Die aktenmäßige Deckung der vom Beschwerdegericht hergestellten Bezüge zu im oberitalienischen Raum begangenen Sprengungen von Geldausgabeautomaten findet sich - der gegenteiligen Rechtsmittelbehauptung zuwider - etwa in ON 89 sowie S 199, 289, 533 ff/II. Zu den zur Fluchterleichterung gegenüber verfolgenden Fahrzeugen verwendeten Eisenkrallen und zum Führen einer bestimmten Waffe genügt der Hinweis auf die korrekt zitierten Fundstellen in BS 12, 13.

Der Gerichtshof zweiter Instanz leitete den dringenden Tatverdacht ausdrücklich aus einer vernetzten, somit umfassenden Wertung aufgezählter Verdachtsmomente ab (BS 9 bis 14), ohne etwa der Tatsache eines DNA-Treffers hinsichtlich eines Jugendfreundes des Beschwerdeführers (Simone Z*****) bezüglich einer weiteren einschlägigen Tat (BS 11) oder den Indizien für eine unmittelbare Täterschaft der Gattin des Beschuldigten (Martina P*****) zum Faktum 2 (BS 12) die im Rechtsmittel unterstellte herausragende Bedeutung im Sinne einer conditio sine qua non zuzumessen oder die Körpergröße des Inhaftierten als Argument überhaupt heranzuziehen.

Ebensowenig zielführend ist der gegen die - für Verhängung und Aufrechterhaltung einer Untersuchungshaft vom Gesetz geforderte - Annahme der entscheidenden (qualifizierten) Verdachtsmomente gerichtete Einwand, Giovanni G***** sei vom Vorwurf (unter anderem) eines am 29. Mai 2005 versuchten, gewerbsmäßig durch Einbruch begangenen schweren Diebstahles vom Landesgericht Innsbruck als Schöffengericht rechtskräftig freigesprochen worden (AZ 37 Hv 92/05x, Urteil vom 7. September 2005): Denn abgesehen davon, dass sich das Urteil des Landesgerichtes Innsbruck durch eine auf die Verantwortung der Angeklagten zentrierte Beweiswertungsinduktion auszeichnet und die hier aktuellen Erhebungen (S 267, 271, 277/II) durch Sicherung einer DNA-Spur des Simone Z*****, eines Jugendfreundes des Beschwerdeführers, im örtlichen und zeitlichen Zusammenhang mit dem Faktum 6 (BS 11) iVm der Auffindung von Geldtasche und Dokumenten des Genannten in dem vom Rechtsmittelwerber und Umberto M***** am 28. Mai 2005 in Schwaz benützten PKW (AZ 37 Hv 92/05x des Landesgerichtes Innsbruck US 7) gravierende Indizien für die Verübung auch der freigesprochenen Fakten durch den Beschwerdeführer sprechen, leitete das Oberlandesgericht lediglich aus den - vom Freispruch völlig unberührten - zur Verhaftung führenden Umständen schwerwiegende Indizien für die Täterschaft des Beschuldigten ab (BS 13, 14). Diese unbestrittenen - gemessen an Erfahrungs- und Vernunftsätzen organisierte Kriminalität nahelegenden - polizeilichen Erhebungsergebnisse (S 589 ff/II, 737 ff/III) lassen nach allgemein menschlicher Erfahrung keine anderen als die bekämpften Beschlussannahmen (vor allem zu den Fakten 1 und 2 - S 211 ff, 225 ff/II) zu.
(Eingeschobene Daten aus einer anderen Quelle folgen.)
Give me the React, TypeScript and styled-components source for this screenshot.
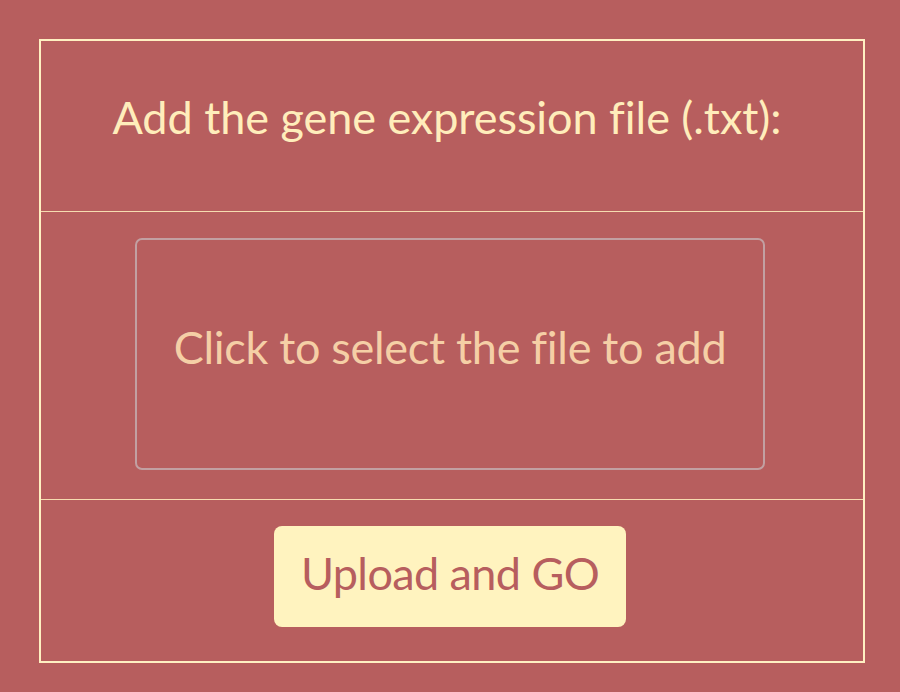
import React from "react";
import styled, { createGlobalStyle } from "styled-components";

const Global = createGlobalStyle`
  html, body { margin: 0; padding: 0; background: #b75e5e; }
  body { font-family: Lato, "Open Sans", sans-serif; }
`;

const Page = styled.div`
  padding: 39px 35px 30px 39px;
`;

const Frame = styled.div`
  width: 822px;
  border: 2px solid #fff0c2;
  display: flex;
  flex-direction: column;
`;

const Section = styled.div<{ $h: number; $top?: number; $right?: number; $divider?: boolean }>`
  height: ${(p) => p.$h}px;
  box-sizing: border-box;
  display: flex;
  justify-content: center;
  align-items: flex-start;
  padding-top: ${(p) => p.$top ?? 0}px;
  padding-right: ${(p) => p.$right ?? 4}px;
  border-top: ${(p) => (p.$divider ? "1px solid #f6dcb0" : "none")};
`;

const Title = styled.h1`
  margin: 0;
  font-weight: 400;
  font-size: 45px;
  line-height: 56px;
  color: #ffedbb;
  letter-spacing: -0.05px;
  white-space: nowrap;
`;

const DropZone = styled.div`
  width: 630px;
  height: 232px;
  box-sizing: border-box;
  border: 2px solid #c2a0a2;
  border-radius: 7px;
  display: flex;
  align-items: center;
  justify-content: center;
  padding-bottom: 15px;
  color: #f5cfa6;
  font-size: 45px;
  letter-spacing: -0.3px;
  cursor: pointer;
`;

const Button = styled.button`
  width: 352px;
  height: 101px;
  border: none;
  border-radius: 8px;
  background: #fff3bf;
  color: #b75e5e;
  font-family: inherit;
  font-size: 45px;
  letter-spacing: -0.6px;
  cursor: pointer;
  padding: 0 0 8px;
`;

export default function App() {
  return (
    <>
      <Global />
      <Page>
        <Frame>
          <Section $h={170} $top={48} $right={10}>
            <Title>Add the gene expression file (.txt):</Title>
          </Section>
          <Section $h={288} $top={26} $divider>
            <DropZone>Click to select the file to add</DropZone>
          </Section>
          <Section $h={162} $top={26} $divider>
            <Button>Upload and GO</Button>
          </Section>
        </Frame>
      </Page>
    </>
  );
}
Ausgehend von dieser Verdachtsbasis (JBl 1998, 133; SSt 62/153) erweist sich die beschwerdegerichtliche Annahme von Tatbegehungsgefahr gemäß § 180 Abs 2 Z 3 lit b StPO - der anderslautenden bloßen Behauptung des Rechtsmittels entgegen - als rechtsfehlerfrei. Nur zur Abrundung sei erwähnt, dass der Beschwerdeführer zwar nicht in Österreich, wohl aber in seinem Heimatland Italien wegen Eigentumsdelikten vorbestraft ist (S 177/I, 23/II).

Eine Prüfung der bekämpften übrigen Haftgründe erübrigt sich (zuletzt 12 Os 89/05p).

Giovanni G***** wurde somit in seinem Grundrecht auf persönliche Freiheit nicht verletzt, weshalb die Beschwerde ohne Kostenausspruch (§ 8 GRBG) abzuweisen war.